Though not as popular (or easy to find), there are two other baby bath solutions, used in other countries and starting to gain popularity in the United States.

While bathing your baby in a bucket might sound less than dignified, the new-generation of bath buckets hold your baby in the proper position for bathing and have received critical acclaim in other countries for their safety benefits and compact style.

Just what they sound like, this tool cradles your baby in a reclining position in the sink or tub and is best suited for newborns and infants.

general guidance

First and foremost, you'll want a tub you feel safe using. Make sure the tub or seat is stable, and look for nonslip surfaces, both inside and on the bottom of the tub. (A caveat: no matter how safe your tub is, never leave your child unattended while bathing.)

Make sure the tub or seat holds your baby in the proper position: with head above water but body covered so she doesn't get cold.

Also, look for a low-maintenance tub that's easy to wipe down so you can keep it clean from mildew. The more cracks and crevices the tub has, the longer the cleanup process and the easier it is to miss a spot.

While there's something to be said for investing in one tub that grows with your baby, it's going to take up more room. If you're space-constrained or will be sharing a bathroom with your child, you might prefer to make a couple of purchases that cover different stages but are more compact.

features to look for

  • Drainage. Lifting a tubful of water to dump it out can be difficult—especially with a toddler tub. Save yourself the effort by getting one with a drain.
  • Water-temperature gauge. Keep an eye on water temperature with a thermometer that's either built in or added as an accessory (although you should always check the temperature yourself to make sure it's not too hot).
  • Water-line delineator. A simple water-fill line inside the tub helps make sure you keep your baby covered without overfilling.
  • Mildew-resistant. Keep your tub from becoming a health hazard with a mildew-resistant fabrication.

stage considerations

Sink seats are among the most popular choices for infants but aren't made to hold toddlers. By about six months, most kids will graduate to the tub, when the full range of options comes into play. It's hard to say when your child will graduate out of baby tubs altogether—every child is different, and so is every tub—but it generally happens sometime after age two.

lifestyle considerations

Space. Seats are often more collapsible than tubs, so if you're sharing a bathroom with your baby, you might want something you can put away. (Just keep in mind that they do use a lot more water, since you're still filling the whole tub!)

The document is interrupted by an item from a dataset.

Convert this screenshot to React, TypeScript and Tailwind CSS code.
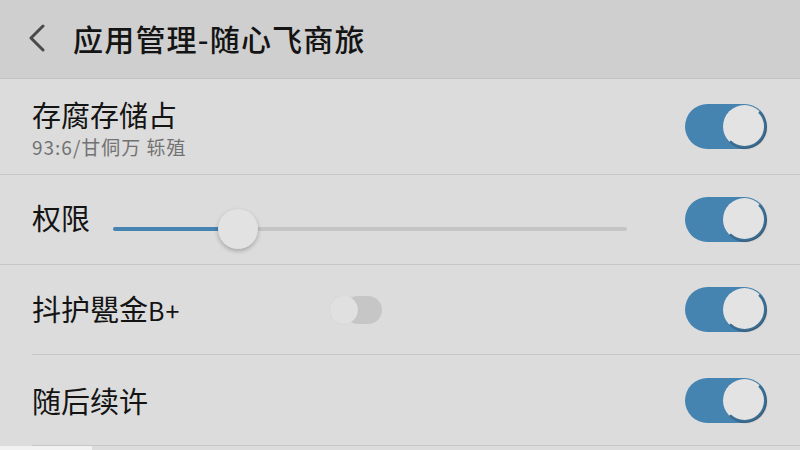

Portability. If you travel a lot, you might want both a tub for home and something more portable, such as a collapsible seat.

Multistage. Tubs are more likely to be multistage than seats, and some models can take you all the way from infant to toddler. Seats can also be multistage but will only cover stages after your baby is sitting.

usage tips

  • When bathing, start with your baby's body, work your way to the face, then end with the hair (because a wet head can be chilly!).
  • Nothing takes the fun out of bath-time like the shivers, so keep the area where you're bathing and changing your baby warm and cozy.


  • Faucet covers. Kids seem destined to have head-on collisions with the faucet, but a rubber faucet cover can make the difference between a minor boo-boo and an occasion for stitches.
  • Floating thermometers. Make sure the baby's bath is juuuuust right. These come in all sorts of fun styles, too, like floating flowers or ducks.
  • Hand-held sprayer. If bubble bath becomes a bath-time favorite, a sprayer that hooks onto your faucet can simplify rinsing at the end.
  • Rinsing cups. These are handy for tears-free hair rinsing—especially if you don't have a handheld sprayer.
  • Washcloths and sponges. Look for small and simple natural sponges or soft organic cloths. We recommend soft, natural sponges because they make it easy to wash tiny body parts.
  • Hooded towels. A must for babies, these cover both the head and body for easy and quick dry-offs.
  • Bath toys. From rubber duckies to bath squirters, bath toys are a staple of bath-time. At the beginning, your baby will have more fun with you, but as they becomes more aware of their surroundings, they'll really start enjoying their toys, too.
  • Toy holders. Whether it's a handy scoop for easy cleanup or a mesh bag that hangs in the shower, these will keep your bathroom tidy and keep you from stepping on plastic sea creatures every time you get in the shower. Just make sure the holder drains so toys have a chance to dry.
  • Stool. This one's just for you so you don't constantly have to kneel over the tub.